Studio album by Juli
- Released: September 20, 2004
- Recorded: November 2003–January 2004
- Studio: Various Mohrmann Studio, Bochum; Homestudio, Hamburg; ;
- Genre: Pop rock
- Length: 42:20
- Label: Universal
- Producer: Engineer; O.L.A.F. Opal; Oli Zülch;

Juli chronology
|  | Es ist Juli (2004) | Ein neuer Tag (2006) |

= Es ist Juli =

Es ist Juli is the debut studio album by German band Juli. It was released on September 20, 2004 via Universal Records.
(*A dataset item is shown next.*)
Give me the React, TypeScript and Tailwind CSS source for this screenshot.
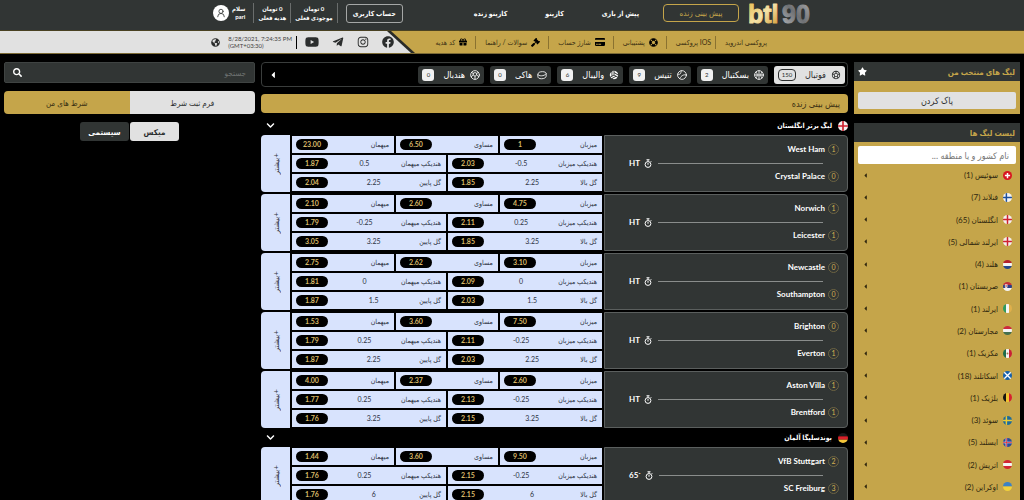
import { useState } from 'react';
import type { ReactNode } from 'react';
import {
  FaCaretLeft,
  FaChevronDown,
  FaCreditCard,
  FaFacebook,
  FaGavel,
  FaGift,
  FaGlobeAmericas,
  FaInstagram,
  FaLifeRing,
  FaSearch,
  FaStar,
  FaTelegramPlane,
  FaYoutube,
} from 'react-icons/fa';
import { MdSportsSoccer, MdSportsVolleyball } from 'react-icons/md';
import { LuUserRound } from 'react-icons/lu';

type IconProps = { className?: string };

type Match = {
  home: string;
  away: string;
  score: [number, number];
  time: string;
  result: [string, string, string];
  handicap: [string, string, string, string];
  total: [string, string, string, string];
};

function LineIcon({ className, children }: IconProps & { children: ReactNode }) {
  return (
    <svg viewBox="0 0 24 24" className={className} fill="none" stroke="currentColor" strokeWidth="2" strokeLinecap="round" aria-hidden="true">
      {children}
    </svg>
  );
}

const BasketballIcon = ({ className }: IconProps) => (
  <LineIcon className={className}>
    <circle cx="12" cy="12" r="10.500" />
    <path d="M12 2v20M2 12h20M5 5c4 4 4 10 0 14M19 5c-4 4-4 10 0 14" />
  </LineIcon>
);

const TennisIcon = ({ className }: IconProps) => (
  <LineIcon className={className}>
    <circle cx="12" cy="12" r="10.500" />
    <path d="M2 10c5 2 8-1 8-8M22 12c-5-2-12 1-15 8" />
  </LineIcon>
);

const PuckIcon = ({ className }: IconProps) => (
  <LineIcon className={className}>
    <path d="M2 10c0-4 5-6 11-6s9 2 9 5v6c0 3-5 6-11 6s-9-2-9-5zM2 11c2 4 15 5 20-2" />
  </LineIcon>
);

const HandballIcon = ({ className }: IconProps) => (
  <LineIcon className={className}>
    <circle cx="12" cy="12" r="10.500" />
    <path d="M8 8l4-2 4 2v4l-4 3-4-3zM8 8L4 6M16 8l4-2M12 15v7M8 12l-5 4M16 12l5 4" />
  </LineIcon>
);

const StopwatchIcon = ({ className }: IconProps) => (
  <svg viewBox="0 0 16 18" className={className} fill="none" stroke="currentColor" strokeWidth="2" aria-hidden="true">
    <circle cx="8" cy="11" r="5.800" />
    <path d="M5 1.500h6M8 2v3M8 8v3.500M13 4l1.500 1.500" />
  </svg>
);

const sports = [
  { name: 'فوتبال', count: 150, Icon: MdSportsSoccer },
  { name: 'بسکتبال', count: 2, Icon: BasketballIcon },
  { name: 'تنیس', count: 9, Icon: TennisIcon },
  { name: 'والیبال', count: 6, Icon: MdSportsVolleyball },
  { name: 'هاکی', count: 0, Icon: PuckIcon },
  { name: 'هندبال', count: 0, Icon: HandballIcon },
];

const leagues: { name: string; flag: string; matches: Match[] }[] = [
  {
    name: 'لیگ برتر انگلستان',
    flag: 'england',
    matches: [
      { home: 'West Ham', away: 'Crystal Palace', score: [1, 0], time: 'HT', result: ['1', '6.50', '23.00'], handicap: ['-0.5', '2.03', '0.5', '1.87'], total: ['2.25', '1.85', '2.25', '2.04'] },
      { home: 'Norwich', away: 'Leicester', score: [1, 1], time: 'HT', result: ['4.75', '2.60', '2.10'], handicap: ['0.25', '2.11', '-0.25', '1.79'], total: ['3.25', '1.85', '3.25', '3.05'] },
      { home: 'Newcastle', away: 'Southampton', score: [0, 0], time: 'HT', result: ['3.10', '2.62', '2.75'], handicap: ['0', '2.09', '0', '1.81'], total: ['1.5', '2.03', '1.5', '1.87'] },
      { home: 'Brighton', away: 'Everton', score: [0, 1], time: 'HT', result: ['7.50', '3.60', '1.53'], handicap: ['-0.25', '2.11', '0.25', '1.79'], total: ['2.25', '2.03', '2.25', '1.87'] },
      { home: 'Aston Villa', away: 'Brentford', score: [1, 1], time: 'HT', result: ['2.60', '2.37', '4.00'], handicap: ['-0.25', '2.13', '0.25', '1.77'], total: ['3.25', '2.15', '3.25', '1.76'] },
    ],
  },
  {
    name: 'بوندسلیگا آلمان',
    flag: 'germany',
    matches: [
      { home: 'VfB Stuttgart', away: 'SC Freiburg', score: [2, 3], time: '65`', result: ['9.50', '3.60', '1.44'], handicap: ['-0.25', '2.15', '0.25', '1.76'], total: ['6', '2.15', '6', '1.76'] },
    ],
  },
];

const countries = [
  { name: 'سوئیس', count: 1, flag: 'switzerland' },
  { name: 'فنلاند', count: 7, flag: 'finland' },
  { name: 'انگلستان', count: 65, flag: 'england' },
  { name: 'ایرلند شمالی', count: 5, flag: 'england' },
  { name: 'هلند', count: 4, flag: 'netherlands' },
  { name: 'صربستان', count: 1, flag: 'serbia' },
  { name: 'ایرلند', count: 1, flag: 'ireland' },
  { name: 'مجارستان', count: 2, flag: 'hungary' },
  { name: 'مکزیک', count: 1, flag: 'mexico' },
  { name: 'اسکاتلند', count: 18, flag: 'scotland' },
  { name: 'بلژیک', count: 1, flag: 'belgium' },
  { name: 'سوئد', count: 3, flag: 'sweden' },
  { name: 'ایسلند', count: 5, flag: 'iceland' },
  { name: 'اتریش', count: 2, flag: 'austria' },
  { name: 'اوکراین', count: 2, flag: 'ukraine' },
];

const rows = (...colors: string[]) =>
  colors.map((c, i) => <rect key={i} x="0" y={(i * 12) / colors.length} width="12" height={12 / colors.length} fill={c} />);

const cols = (...colors: string[]) =>
  colors.map((c, i) => <rect key={i} y="0" x={(i * 12) / colors.length} height="12" width={12 / colors.length} fill={c} />);

const cross = (bg: string, fg: string, x = 5) => (
  <>
    <rect width="12" height="12" fill={bg} />
    <path d={`M${x} 0h2v12h-2zM0 5h12v2H0z`} fill={fg} />
  </>
);

const flags: Record<string, ReactNode> = {
  switzerland: (
    <>
      <rect width="12" height="12" fill="#d8141f" />
      <path d="M5 2.500h2V5h2.500v2H7v2.500H5V7H2.500V5H5z" fill="#fff" />
    </>
  ),
  finland: cross('#f4f4f4', '#1d4f9c', 3.5),
  england: cross('#f4f0ee', '#cf2230'),
  netherlands: rows('#b3202c', '#f4f4f4', '#23468c'),
  serbia: (
    <>
      {rows('#c2303a', '#2c3f86', '#f4f4f4')}
      <path d="M2.500 3h3.500v4L4.200 8.500 2.500 7z" fill="#e8e2e4" />
      <circle cx="4.200" cy="5.300" r="1" fill="#c2303a" />
    </>
  ),
  ireland: cols('#2d9a5f', '#f6f6f6', '#e0b04c'),
  hungary: rows('#cd2a3e', '#f4f4f4', '#436f4d'),
  mexico: (
    <>
      {cols('#1f6b4a', '#f4f4f4', '#c91f35')}
      <circle cx="6" cy="6" r="1.300" fill="#9b7b4b" />
    </>
  ),
  scotland: (
    <>
      <rect width="12" height="12" fill="#1560ac" />
      <path d="M0 0l12 12M12 0L0 12" stroke="#fff" strokeWidth="1.800" />
    </>
  ),
  belgium: cols('#16130f', '#f2c230', '#d8202f'),
  sweden: cross('#1c6a9c', '#eccb35', 3.5),
  iceland: (
    <>
      {cross('#2b4a98', '#f1f1f1', 3.5)}
      <path d="M4 0h1v12H4zM0 5.500h12v1H0z" fill="#d42c3c" />
    </>
  ),
  austria: rows('#d22533', '#f4f4f4', '#d22533'),
  ukraine: rows('#3c82c4', '#f2d13c'),
  germany: rows('#1a1a1a', '#d8202a', '#f4c63a'),
};

function Flag({ name, className }: { name: string; className: string }) {
  return (
    <svg viewBox="0 0 12 12" className={`${className} shrink-0 rounded-full`} aria-hidden="true">
      {flags[name]}
    </svg>
  );
}

function Logo() {
  return (
    <svg viewBox="0 0 66 30" className="w-[66px] h-[30px]" role="img" aria-label="btl90">
      <defs>
        <linearGradient id="gold" x1="0" x2="1" y1="0" y2="1">
          <stop offset="0" stopColor="#e7b84a" />
          <stop offset="0.500" stopColor="#f6e3a8" />
          <stop offset="1" stopColor="#cf962a" />
        </linearGradient>
        <linearGradient id="silver" x1="0" x2="1" y1="1" y2="0">
          <stop offset="0" stopColor="#b5b7ba" />
          <stop offset="0.500" stopColor="#6f7174" />
          <stop offset="1" stopColor="#a9abad" />
        </linearGradient>
      </defs>
      <g direction="ltr" fontFamily="'Liberation Sans', sans-serif" fontWeight="700" fontSize="25" strokeWidth="1" strokeLinejoin="round">
        <text x="2" y="23" fill="url(#gold)" stroke="url(#gold)">btl</text>
        <text x="36" y="23" fill="url(#silver)" stroke="url(#silver)">90</text>
      </g>
    </svg>
  );
}

function Price({ value }: { value: string }) {
  return (
    <span className="w-8 h-[11px] shrink-0 rounded-full bg-black text-[#d9b968] text-[7px] leading-[11px] font-bold text-center">
      {value}
    </span>
  );
}

function Odd({ label, line, price }: { label: string; line?: string; price: string }) {
  return (
    <button className="flex-1 h-[17px] flex items-center justify-between ps-[5px] pe-1 bg-[#d8e3fd] text-[#2c3242] text-[7px] whitespace-nowrap">
      <span>{label}</span>
      {line && <span dir="ltr">{line}</span>}
      <Price value={price} />
    </button>
  );
}

function Team({ name, score }: { name: string; score: number }) {
  return (
    <div className="flex items-center gap-[3px]">
      <span className="size-[11px] rounded-full border border-[#6d6442] text-[#d5b251] text-[7px] leading-[9px] font-normal text-center">{score}</span>
      <span>{name}</span>
    </div>
  );
}

function MatchCard({ match }: { match: Match }) {
  const { result, handicap, total } = match;
  return (
    <div className="grid grid-cols-[minmax(0,244fr)_minmax(0,310fr)_29px] h-[57px] gap-[2px]">
      <div className="flex flex-col justify-between pt-2 pb-[9px] ps-2 pe-6 rounded-s-[4px] border border-[#5b5f5e] bg-[#313534] text-white text-[8px] leading-[11px] font-bold">
        <Team name={match.home} score={match.score[0]} />
        <div className="flex items-center ps-4">
          <span className="flex-1 h-px bg-[#8a8d8c]" />
          <StopwatchIcon className="h-[9px] w-2 ms-[6px] me-1" />
          <span dir="ltr" className="min-w-[10px]">{match.time}</span>
        </div>
        <Team name={match.away} score={match.score[1]} />
      </div>
      <div className="flex flex-col gap-[2px] py-px">
        <div className="flex gap-[2px]">
          <Odd label="میزبان" price={result[0]} />
          <Odd label="مساوی" price={result[1]} />
          <Odd label="میهمان" price={result[2]} />
        </div>
        <div className="flex gap-[2px]">
          <Odd label="هندیکپ میزبان" line={handicap[0]} price={handicap[1]} />
          <Odd label="هندیکپ میهمان" line={handicap[2]} price={handicap[3]} />
        </div>
        <div className="flex gap-[2px]">
          <Odd label="گل بالا" line={total[0]} price={total[1]} />
          <Odd label="گل پایین" line={total[2]} price={total[3]} />
        </div>
      </div>
      <button className="flex items-center justify-center rounded-e-[4px] bg-[#d8e3fd] text-[#2c3242] text-[8px]">
        <span className="[writing-mode:vertical-rl] rotate-180">+بیشتر</span>
      </button>
    </div>
  );
}

function Balance({ title }: { title: string }) {
  return (
    <div className="h-5 flex flex-col justify-center px-1 border-s border-[#6a6d6c] text-white text-[6px] leading-[9px] font-bold text-center whitespace-nowrap">
      <span>0 تومان</span>
      <span>{title}</span>
    </div>
  );
}

function Header() {
  return (
    <header>
      <div className="h-[31px] flex items-center pb-1 ps-[212px] pe-[213px] bg-[#313534] border-b border-[#4a4222] text-white text-[8px] font-bold whitespace-nowrap">
        <a href="#home" className="self-start">
          <Logo />
        </a>
        <nav className="flex items-center">
          <a href="#live" className="w-[76px] h-[18px] ms-[7px] me-6 flex items-center justify-center rounded-[4px] border border-[#c5a54a] text-[#c5a54a] font-normal">
            پیش بینی زنده
          </a>
          <div className="flex gap-[38px] text-[7px]">
            <a href="#prematch">پیش از بازی</a>
            <a href="#casino">کازینو</a>
            <a href="#live-casino">کازینو زنده</a>
          </div>
        </nav>
        <div className="ms-auto flex items-center">
          <button className="w-[57px] h-[19px] me-2 rounded-[3px] border border-[#a5a7a6] text-[7px]">حساب کاربری</button>
          <Balance title="موجودی فعلی" />
          <Balance title="هدیه فعلی" />
          <div className="h-5 flex items-center gap-[3px] ps-2 border-s border-[#6a6d6c] text-[6px] leading-[8px]">
            <div className="flex flex-col">
              <span>سلام</span>
              <span>pari</span>
            </div>
            <span className="size-4 flex items-center justify-center rounded-full bg-white text-[#313534]">
              <LuUserRound className="size-[10px]" />
            </span>
          </div>
        </div>
      </div>

      <div className="h-[23px] flex items-center justify-between ps-[257px] bg-[#c5a54a] border-b border-[#7c6a35] text-[#3a3013] text-[7px] whitespace-nowrap">
        <nav className="flex items-center divide-x divide-[#8a7230] *:h-[13px] *:flex *:items-center *:gap-1">
          <a href="#android" className="pe-[9px]">پروکسی اندروید</a>
          <a href="#ios" className="ps-1 pe-[9px]">IOS پروکسی</a>
          <a href="#support" className="ps-2 pe-[9px]"><FaLifeRing className="size-[9px] text-black" />پشتیبانی</a>
          <a href="#charge" className="ps-2 pe-[9px]"><FaCreditCard className="size-[10px] text-black" />شارژ حساب</a>
          <a href="#faq" className="ps-2 pe-[9px]"><FaGavel className="size-[9px] text-black" />سوالات / راهنما</a>
          <a href="#gift" className="ps-2"><FaGift className="size-[8px] text-black" />کد هدیه</a>
        </nav>
        <div className="h-full w-[415px] shrink-0 ps-1 bg-[#2a2b27] [clip-path:polygon(0_0,calc(100%-24px)_0,100%_100%,0_100%)]">
          <div className="h-full flex items-center ps-[17px] bg-[#e1e1e1] text-[#2b2d2d] [clip-path:polygon(0_0,calc(100%-24px)_0,100%_100%,0_100%)]">
            <div className="flex items-center gap-[13px]">
              <a href="#facebook" aria-label="Facebook"><FaFacebook className="size-3" /></a>
              <a href="#instagram" aria-label="Instagram"><FaInstagram className="size-3" /></a>
              <a href="#telegram" aria-label="Telegram"><FaTelegramPlane className="size-3" /></a>
              <a href="#youtube" aria-label="YouTube"><FaYoutube className="size-[14px]" /></a>
            </div>
            <div dir="ltr" className="me-2 pe-1 h-[13px] flex items-center border-r border-black text-[6px] leading-[7px] text-[#444]">
              <span>8/28/2021, 7:24:35 PM<br />(GMT+03:30)</span>
            </div>
            <FaGlobeAmericas className="size-[9px] ms-2" />
          </div>
        </div>
      </div>
    </header>
  );
}

function LeagueSidebar() {
  const [query, setQuery] = useState('');
  const visible = countries.filter((c) => c.name.includes(query));

  return (
    <aside className="flex flex-col gap-[9px] text-[9px]">
      <section className="bg-[#c5a54a]">
        <h2 className="h-[19px] flex items-center justify-between ps-[5px] pe-1 bg-[#313534] text-[#c5a54a] text-[8px] font-bold">
          لیگ های منتخب من
          <FaStar className="size-[9px] text-white" />
        </h2>
        <div className="px-1 pt-[11px] pb-[5px]">
          <button className="block w-full h-[17px] rounded-[2px] bg-[#e1e1e1] text-[#2b2d2d]">پاک کردن</button>
        </div>
      </section>
      <section className="flex-1 flex flex-col bg-[#c5a54a]">
        <h2 className="h-[19px] flex items-center ps-[5px] bg-[#313534] text-[#c5a54a] text-[8px] font-bold">لیست لیگ ها</h2>
        <div className="px-1 pt-1">
          <input
            type="text"
            value={query}
            onChange={(e) => setQuery(e.target.value)}
            aria-label="نام کشور و یا منطقه"
            placeholder="نام کشور و یا منطقه ..."
            className="block w-full h-[18px] px-[7px] rounded-[2px] bg-white text-[#333] placeholder:text-[#777] focus:outline-none"
          />
        </div>
        <ul className="flex-1 flex flex-col pb-[2px] text-[8px] text-[#2f270f]">
          {visible.map((c) => (
            <li key={c.name} className="flex-1 min-h-[22px] flex">
              <button className="w-full flex items-center gap-[5px] px-2">
                <Flag name={c.flag} className="size-[9px]" />
                <span>{c.name} ({c.count})</span>
                <FaCaretLeft className="size-[7px] ms-auto" />
              </button>
            </li>
          ))}
        </ul>
      </section>
    </aside>
  );
}

function LiveBoard() {
  const [active, setActive] = useState('فوتبال');

  return (
    <main className="min-w-0">
      <div className="h-[25px] flex items-center gap-[6px] px-[2px] rounded-[4px] border border-[#3a3d3c] text-[9px]">
        {sports.map(({ name, count, Icon }) => (
          <button
            key={name}
            onClick={() => setActive(name)}
            className={`h-[18px] flex items-center gap-[5px] px-1 rounded-[3px] ${
              active === name ? 'bg-[#e1e1e1] text-[#2b2d2d]' : 'bg-[#313534] text-white'
            }`}
          >
            <Icon className="size-[10px]" />
            <span>{name}</span>
            <span
              className={`h-3 flex items-center justify-center ms-1 text-[6px] ${
                active === name ? 'w-[18px] rounded-[4px] border border-[#2b2d2d]' : 'w-3 rounded-[3px] bg-[#f1f1f1] text-[#2b2d2d]'
              }`}
            >
              {count}
            </span>
          </button>
        ))}
        <button aria-label="ورزش های بیشتر" className="ms-auto me-1">
          <FaCaretLeft className="size-[10px] text-white" />
        </button>
      </div>

      <h1 className="h-[19px] mt-[7px] flex items-center px-2 rounded-[4px] bg-[#c5a54a] text-[#3a3013] text-[9px]">
        پیش بینی زنده
      </h1>

      <div className="pt-[3px]">
        {leagues.map((league) => (
          <section key={league.name}>
            <h2 className="h-[19px] flex items-center gap-[6px] pe-[5px] text-white text-[7px] font-bold">
              <Flag name={league.flag} className="size-[10px]" />
              {league.name}
              <FaChevronDown className="size-[9px] ms-auto" />
            </h2>
            <div className="flex flex-col gap-[2px]">
              {league.matches.map((m) => (
                <MatchCard key={m.home} match={m} />
              ))}
            </div>
          </section>
        ))}
      </div>
    </main>
  );
}

function BetSlip() {
  const [mode, setMode] = useState('mix');

  return (
    <aside className="text-[8px]">
      <label className="h-[21px] flex items-center px-2 rounded-[2px] bg-[#313534] border border-[#3f4342]">
        <input type="search" placeholder="جستجو" aria-label="جستجو" className="flex-1 min-w-0 bg-transparent text-white placeholder:text-[#6f7372] focus:outline-none" />
        <FaSearch className="size-[9px] text-white" />
      </label>
      <div className="h-[23px] mt-2 flex rounded-[4px] overflow-hidden">
        <button className="flex-1 bg-[#e1e1e1] text-[#2b2d2d]">فرم ثبت شرط</button>
        <button className="flex-1 bg-[#c5a54a] text-[#3a3013]">شرط های من</button>
      </div>
      <div className="mt-2 flex justify-center gap-px font-bold">
        <button onClick={() => setMode('mix')} className={`w-[49px] h-[19px] rounded-[3px] ${mode === 'mix' ? 'bg-[#e1e1e1] text-[#2b2d2d]' : 'bg-[#313534] text-white'}`}>
          میکس
        </button>
        <button onClick={() => setMode('system')} className={`w-[49px] h-[19px] rounded-[3px] ${mode === 'system' ? 'bg-[#e1e1e1] text-[#2b2d2d]' : 'bg-[#313534] text-white'}`}>
          سیستمی
        </button>
      </div>
    </aside>
  );
}

export default function App() {
  return (
    <div dir="rtl" lang="fa" className="h-screen overflow-hidden flex flex-col bg-black font-[Lato,'DejaVu_Sans_Condensed','DejaVu_Sans',sans-serif]">
      <Header />
      <div className="flex-1 min-h-0 grid grid-cols-[166fr_587fr_251fr] grid-rows-[minmax(0,1fr)] gap-[6px] px-1 pt-2">
        <LeagueSidebar />
        <LiveBoard />
        <BetSlip />
      </div>
    </div>
  );
}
The album debuted at number three on the German Albums Chart and later peaked at number 2. With more than 700,000 copies sold until March 2005, it gained triple platinum.

==Critical reception==

Philipp Gässlein from laut.de found that Es Ist Juli "presents itself as a homogeneous collection of beautiful, honestly crafted German pop pieces with an appropriate dash of rock to stand out from the crowd [...] What is certain is that Juli will release a similarly convincing debut work as Wir sind Helden did back then and will probably have a say in the next few years when it comes to chart-worthy music from Germany."

Professional ratings
Review scores
| Source | Rating |
| laut.de | Star |

==Track listing==

Es ist Juli track listing
| No. | Title | Writer(s) | Length |
|---|---|---|---|
| 1. | "Warum" | Simon Triebel; Eva Briegel; | 3:46 |
| 2. | "Sterne" | Triebel; Diane Weigmann; | 4:00 |
| 3. | "Geile Zeit" | Triebel; Jonas Pfetzing; | 4:06 |
| 4. | "Tage wie dieser" | Triebel; | 3:25 |
| 5. | "Tränenschwer" | Triebel; Diguardi; Briegel; | 3:27 |
| 6. | "Perfekte Welle" | Triebel; Andreas Herde; | 3:20 |
| 7. | "Regen und Meer" | Pfetzing; Weigmann; Briegel; | 3:36 |
| 8. | "November" | Pfetzing; Triebel; Briegel; | 2:59 |
| 9. | "Anders" | Keller; Triebel; | 3:09 |
| 10. | "Kurz vor der Sonne" | Heinz Herde; Triebel; Weigmann; Pfetzing; Briegel; | 3:15 |
| 11. | "Ich verschwinde" | Triebel; Pfetzing; Eva Briegel; | 3:40 |
| 12. | "Wenn du lachst" | Jonas Pfetzing; Eva Briegel; | 3:50 |
| Total length: |  |  | 42:20 |

==Charts==

===Weekly charts===

Weekly chart performance for Es ist Juli
| Chart (2004) | Peak position |
|---|---|
| Austrian Albums (Ö3 Austria) | 4 |
| German Albums (Offizielle Top 100) | 2 |
| Swiss Albums (Schweizer Hitparade) | 7 |

===Year-end charts===

2004 year-end chart performance for Es ist Juli
| Chart (2004) | Position |
|---|---|
| Austrian Albums (Ö3 Austria) | 60 |
| German Albums (Offizielle Top 100) | 29 |

2005 year-end chart performance for Es ist Juli
| Chart (2005) | Position |
|---|---|
| Austrian Albums (Ö3 Austria) | 16 |
| German Albums (Offizielle Top 100) | 4 |
| Swiss Albums (Schweizer Hitparade) | 10 |

==Certifications and sales==

Certifications for Es ist Juli
| Region | Certification | Certified units/sales |
| Austria (IFPI Austria) | Platinum | 30,000^{*} |
| Germany (BVMI) | 3× Platinum | 600,000^{^} |
| Switzerland (IFPI Switzerland) | Platinum | 40,000^{^} |
^{*} Sales figures based on certification alone. ^{^} Shipments figures based on certification alone.